PROBLEM TO SOLVE: Repeat the data word for word. Do not include the pictures.
-- start EXTRACTED INFORMATION --
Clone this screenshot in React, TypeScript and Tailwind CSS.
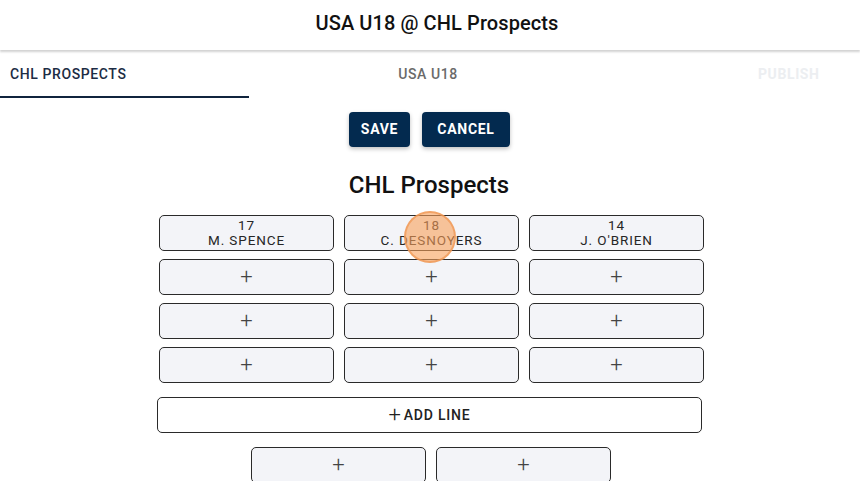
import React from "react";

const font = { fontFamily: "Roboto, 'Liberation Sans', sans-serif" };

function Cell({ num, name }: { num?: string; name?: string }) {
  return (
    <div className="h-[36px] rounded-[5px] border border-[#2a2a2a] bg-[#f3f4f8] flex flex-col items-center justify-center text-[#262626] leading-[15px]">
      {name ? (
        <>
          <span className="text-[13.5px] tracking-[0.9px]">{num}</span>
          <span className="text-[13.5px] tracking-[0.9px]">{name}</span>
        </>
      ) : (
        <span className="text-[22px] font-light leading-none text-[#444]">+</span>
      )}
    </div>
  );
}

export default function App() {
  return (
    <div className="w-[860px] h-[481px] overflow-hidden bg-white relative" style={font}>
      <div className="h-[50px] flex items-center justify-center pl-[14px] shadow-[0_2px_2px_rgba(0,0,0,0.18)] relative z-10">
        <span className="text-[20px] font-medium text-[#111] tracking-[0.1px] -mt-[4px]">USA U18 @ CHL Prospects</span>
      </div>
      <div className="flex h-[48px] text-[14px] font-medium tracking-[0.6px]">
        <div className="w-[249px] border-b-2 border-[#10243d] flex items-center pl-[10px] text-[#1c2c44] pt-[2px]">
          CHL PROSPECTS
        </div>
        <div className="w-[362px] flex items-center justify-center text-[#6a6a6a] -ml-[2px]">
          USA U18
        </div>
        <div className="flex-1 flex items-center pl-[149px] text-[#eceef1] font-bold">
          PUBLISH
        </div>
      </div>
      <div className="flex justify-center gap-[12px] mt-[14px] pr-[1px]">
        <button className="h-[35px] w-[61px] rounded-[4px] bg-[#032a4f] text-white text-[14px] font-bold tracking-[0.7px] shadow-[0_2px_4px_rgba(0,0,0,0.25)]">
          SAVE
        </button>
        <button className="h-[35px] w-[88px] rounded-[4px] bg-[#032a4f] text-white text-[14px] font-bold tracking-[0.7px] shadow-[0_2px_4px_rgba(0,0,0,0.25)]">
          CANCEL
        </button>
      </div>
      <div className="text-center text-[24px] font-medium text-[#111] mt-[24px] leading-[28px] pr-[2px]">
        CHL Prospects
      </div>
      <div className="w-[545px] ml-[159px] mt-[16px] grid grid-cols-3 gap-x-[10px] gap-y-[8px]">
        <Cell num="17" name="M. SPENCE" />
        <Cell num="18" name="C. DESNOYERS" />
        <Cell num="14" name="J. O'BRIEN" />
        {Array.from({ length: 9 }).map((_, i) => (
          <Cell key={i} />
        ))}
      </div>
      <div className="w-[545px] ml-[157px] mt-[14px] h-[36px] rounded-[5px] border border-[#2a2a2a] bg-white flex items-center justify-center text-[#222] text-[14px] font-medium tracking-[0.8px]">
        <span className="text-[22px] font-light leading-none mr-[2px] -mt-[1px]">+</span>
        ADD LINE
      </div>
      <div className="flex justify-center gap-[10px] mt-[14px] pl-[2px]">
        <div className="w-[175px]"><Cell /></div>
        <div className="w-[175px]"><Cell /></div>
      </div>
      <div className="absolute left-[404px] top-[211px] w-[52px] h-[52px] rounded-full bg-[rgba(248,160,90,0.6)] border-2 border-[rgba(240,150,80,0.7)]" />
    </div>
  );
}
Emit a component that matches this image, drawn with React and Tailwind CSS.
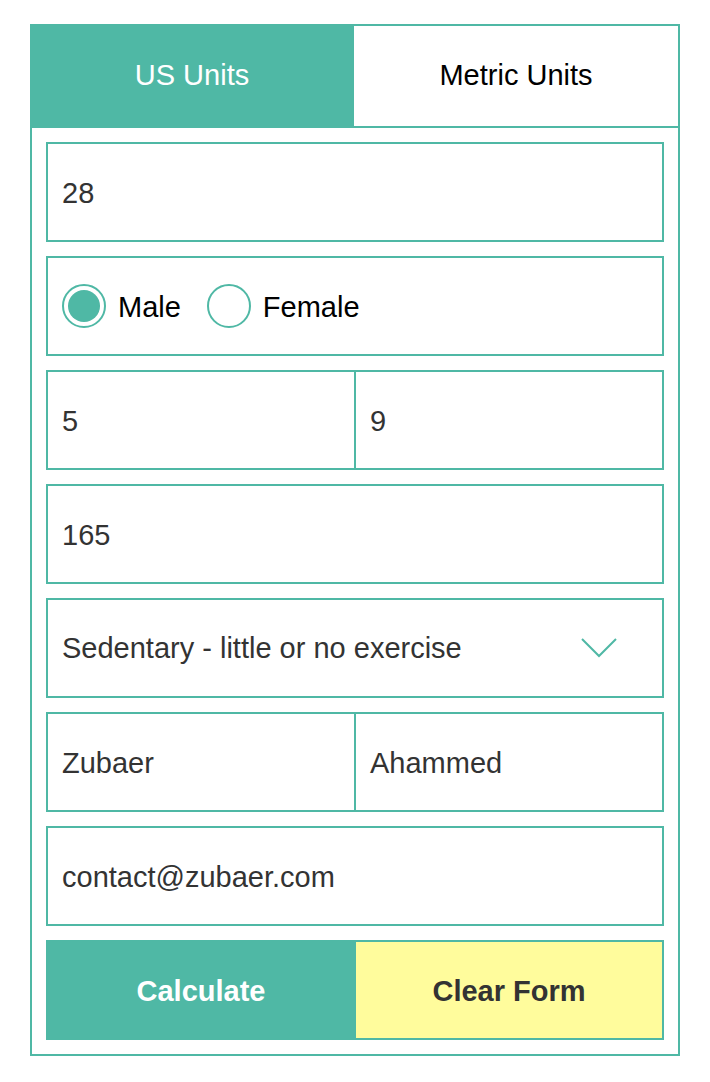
-- end EXTRACTED INFORMATION --
ANSWER TO THIS EXERCISE:
Clone this screenshot in React, TypeScript and Tailwind CSS.
import React from "react";

const font = { fontFamily: "Roboto, 'Liberation Sans', sans-serif" };

function Cell({ num, name }: { num?: string; name?: string }) {
  return (
    <div className="h-[36px] rounded-[5px] border border-[#2a2a2a] bg-[#f3f4f8] flex flex-col items-center justify-center text-[#262626] leading-[15px]">
      {name ? (
        <>
          <span className="text-[13.5px] tracking-[0.9px]">{num}</span>
          <span className="text-[13.5px] tracking-[0.9px]">{name}</span>
        </>
      ) : (
        <span className="text-[22px] font-light leading-none text-[#444]">+</span>
      )}
    </div>
  );
}

export default function App() {
  return (
    <div className="w-[860px] h-[481px] overflow-hidden bg-white relative" style={font}>
      <div className="h-[50px] flex items-center justify-center pl-[14px] shadow-[0_2px_2px_rgba(0,0,0,0.18)] relative z-10">
        <span className="text-[20px] font-medium text-[#111] tracking-[0.1px] -mt-[4px]">USA U18 @ CHL Prospects</span>
      </div>
      <div className="flex h-[48px] text-[14px] font-medium tracking-[0.6px]">
        <div className="w-[249px] border-b-2 border-[#10243d] flex items-center pl-[10px] text-[#1c2c44] pt-[2px]">
          CHL PROSPECTS
        </div>
        <div className="w-[362px] flex items-center justify-center text-[#6a6a6a] -ml-[2px]">
          USA U18
        </div>
        <div className="flex-1 flex items-center pl-[149px] text-[#eceef1] font-bold">
          PUBLISH
        </div>
      </div>
      <div className="flex justify-center gap-[12px] mt-[14px] pr-[1px]">
        <button className="h-[35px] w-[61px] rounded-[4px] bg-[#032a4f] text-white text-[14px] font-bold tracking-[0.7px] shadow-[0_2px_4px_rgba(0,0,0,0.25)]">
          SAVE
        </button>
        <button className="h-[35px] w-[88px] rounded-[4px] bg-[#032a4f] text-white text-[14px] font-bold tracking-[0.7px] shadow-[0_2px_4px_rgba(0,0,0,0.25)]">
          CANCEL
        </button>
      </div>
      <div className="text-center text-[24px] font-medium text-[#111] mt-[24px] leading-[28px] pr-[2px]">
        CHL Prospects
      </div>
      <div className="w-[545px] ml-[159px] mt-[16px] grid grid-cols-3 gap-x-[10px] gap-y-[8px]">
        <Cell num="17" name="M. SPENCE" />
        <Cell num="18" name="C. DESNOYERS" />
        <Cell num="14" name="J. O'BRIEN" />
        {Array.from({ length: 9 }).map((_, i) => (
          <Cell key={i} />
        ))}
      </div>
      <div className="w-[545px] ml-[157px] mt-[14px] h-[36px] rounded-[5px] border border-[#2a2a2a] bg-white flex items-center justify-center text-[#222] text-[14px] font-medium tracking-[0.8px]">
        <span className="text-[22px] font-light leading-none mr-[2px] -mt-[1px]">+</span>
        ADD LINE
      </div>
      <div className="flex justify-center gap-[10px] mt-[14px] pl-[2px]">
        <div className="w-[175px]"><Cell /></div>
        <div className="w-[175px]"><Cell /></div>
      </div>
      <div className="absolute left-[404px] top-[211px] w-[52px] h-[52px] rounded-full bg-[rgba(248,160,90,0.6)] border-2 border-[rgba(240,150,80,0.7)]" />
    </div>
  );
}
Emit a component that matches this image, drawn with React and Tailwind CSS.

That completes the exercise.